ROSE OVER SHOALHAVEN
Arthur Boyd
oil on canvas
122.0 x 91.5 cm
signed lower right: Arthur Boyd
Savill Galleries, Melbourne (label attached verso)
Bensons Collection, Melbourne
Deutscher~Menzies, Sydney, 16 June 2004, lot 16
Private collection, Sydney
Australian Art, McCubbin to Whiteley, Bundoora Homestead Federation Centre for the Arts, Melbourne, 11 April – 1 June 2003
River in Flood with Carcass and Rose, 1974-75, oil on canvas, 152.0 x 122.0 cm, in McGrath, S., Bay Books, Sydney, 1982, p. 262 (illus.)
Arthur Boyd first visited the Shoalhaven in 1972, returning from his home in England to undertake a six month arts fellowship at the Australian National University in Canberra, when invited by his friend, the Sydney art dealer Frank McDonald to spend the weekend at his Georgian stone house, Bundanon.
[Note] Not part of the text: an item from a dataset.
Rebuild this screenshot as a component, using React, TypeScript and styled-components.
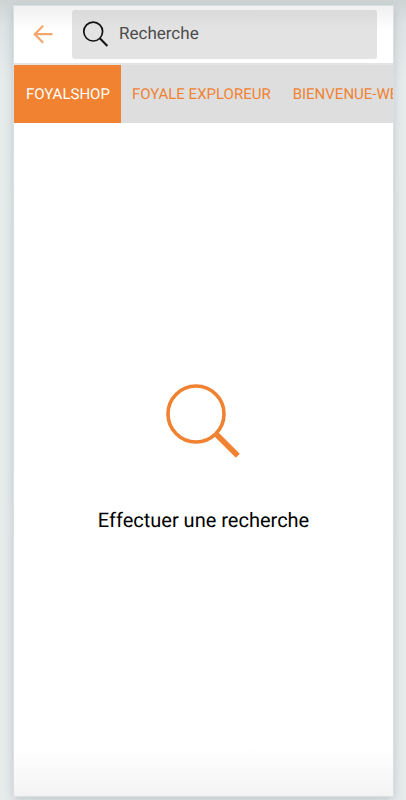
import React, { useState } from 'react';
import styled, { createGlobalStyle } from 'styled-components';

const ORANGE = '#f08232';

const GlobalStyle = createGlobalStyle`
  * { box-sizing: border-box; }
  body {
    margin: 0;
    font-family: Roboto, 'Liberation Sans', sans-serif;
    text-rendering: geometricPrecision;
    color: #000;
    background: #e3e8e9;
  }
`;

const Backdrop = styled.div`
  min-height: 100vh;
  display: flex;
  padding: 6px 13px 4px 14px;
  overflow: hidden;
  background: linear-gradient(to bottom, #ced3d4, #dde3e4 24px, #e6ecec 80px, #e6ebec);
`;

const Screen = styled.main`
  flex: 1;
  min-width: 0;
  display: flex;
  flex-direction: column;
  background: linear-gradient(to bottom, #f0f0f0, #fff 24px, #fff calc(100% - 48px), #f3f3f3);
  box-shadow: 0 0 0 1px #dadfe2, 0 3px 10px rgba(80, 90, 100, 0.28);
`;

const Header = styled.header`
  display: flex;
  align-items: center;
  padding: 4px 16px 4px 14px;
`;

const BackButton = styled.button`
  width: 30px;
  height: 30px;
  margin-right: 14px;
  padding: 0;
  display: grid;
  place-items: center;
  border: 0;
  background: none;
  color: #f3a66c;
  cursor: pointer;
`;

const SearchField = styled.label`
  flex: 1;
  min-width: 0;
  height: 49px;
  display: flex;
  align-items: center;
  gap: 10px;
  padding: 0 10px;
  border-radius: 3px;
  background: linear-gradient(to bottom, #dadada, #e3e3e3 20px);
`;

const SearchInput = styled.input`
  flex: 1;
  min-width: 0;
  height: 26px;
  padding: 0 0 2px;
  border: 0;
  outline: 0;
  background: none;
  font: 17px/24px Roboto, 'Liberation Sans', sans-serif;
  text-rendering: geometricPrecision;
  color: #444;
  &::placeholder { color: #4c4c4c; opacity: 1; }
`;

const Tabs = styled.div`
  display: flex;
  overflow: hidden;
  border-top: 2px solid #e4e4e4;
  background: #dedede;
`;

const Tab = styled.button<{ $active: boolean }>`
  flex: none;
  height: 58px;
  padding: 0 11px 0 12px;
  border: 0;
  white-space: nowrap;
  font: 15px/20px Roboto, 'Liberation Sans', sans-serif;
  text-rendering: geometricPrecision;
  color: ${(p) => (p.$active ? '#fff' : ORANGE)};
  background: ${(p) => (p.$active ? ORANGE : 'transparent')};
  cursor: pointer;

  & + & { padding: 0 11px; }
`;

const EmptyState = styled.section`
  flex: 1;
  display: flex;
  flex-direction: column;
  align-items: center;
  justify-content: center;
  gap: 48px;
  padding-bottom: 2px;
`;

const Message = styled.p`
  margin: 0;
  font-size: 20px;
  line-height: 28px;
`;

const TABS = ['FOYALSHOP', 'FOYALE EXPLOREUR', 'BIENVENUE-WEB'];

export default function App() {
  const [active, setActive] = useState(0);
  const [query, setQuery] = useState('');

  return (
    <Backdrop>
      <GlobalStyle />
      <Screen>
        <Header>
          <BackButton type="button" aria-label="Retour">
            <svg width="20" height="20" viewBox="0 0 20 20" fill="none" stroke="currentColor" strokeWidth="2.2">
              <path d="M19.5 9.2H2.2M10.2 0.8 1.8 9.2l8.4 8.6" />
            </svg>
          </BackButton>
          <SearchField>
            <svg width="27" height="27" viewBox="0 0 27 27" fill="none" stroke="#111" aria-hidden="true">
              <circle cx="11.2" cy="10.6" r="9.4" strokeWidth="1.7" />
              <path d="m17.8 17.2 7.6 7.8" strokeWidth="2" />
            </svg>
            <SearchInput
              type="text"
              aria-label="Recherche"
              placeholder="Recherche"
              value={query}
              onChange={(e) => setQuery(e.target.value)}
            />
          </SearchField>
        </Header>
        <Tabs role="tablist">
          {TABS.map((name, i) => (
            <Tab key={name} type="button" role="tab" aria-selected={i === active} $active={i === active} onClick={() => setActive(i)}>
              {name}
            </Tab>
          ))}
        </Tabs>
        <EmptyState>
          <svg width="76" height="74" viewBox="0 0 76 74" fill="none" stroke={ORANGE} aria-hidden="true">
            <circle cx="30" cy="30" r="28" strokeWidth="3.6" />
            <path d="m49.5 49.5 22.3 22.3" strokeWidth="5.6" />
          </svg>
          <Message>Effectuer une recherche</Message>
        </EmptyState>
      </Screen>
    </Backdrop>
  );
}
Instantly the Boyd's fell in love with the area, as indeed had an impressive lineage of Australian painters before, such as Conrad Martens, Elioth Gruner and Roy de Maistre, (and after) Brett Whiteley, John Olsen and Tim Storrier.
But for Boyd, the attraction to this land was consuming: as was his affection for Bundanon. Before leaving Australia he asked McDonald to look for a property he could purchase nearby and within months of returning to England the Boyds had acquired, sight unseen, a 100 acre property about six kilometres east of Bundanon, called Riversdale.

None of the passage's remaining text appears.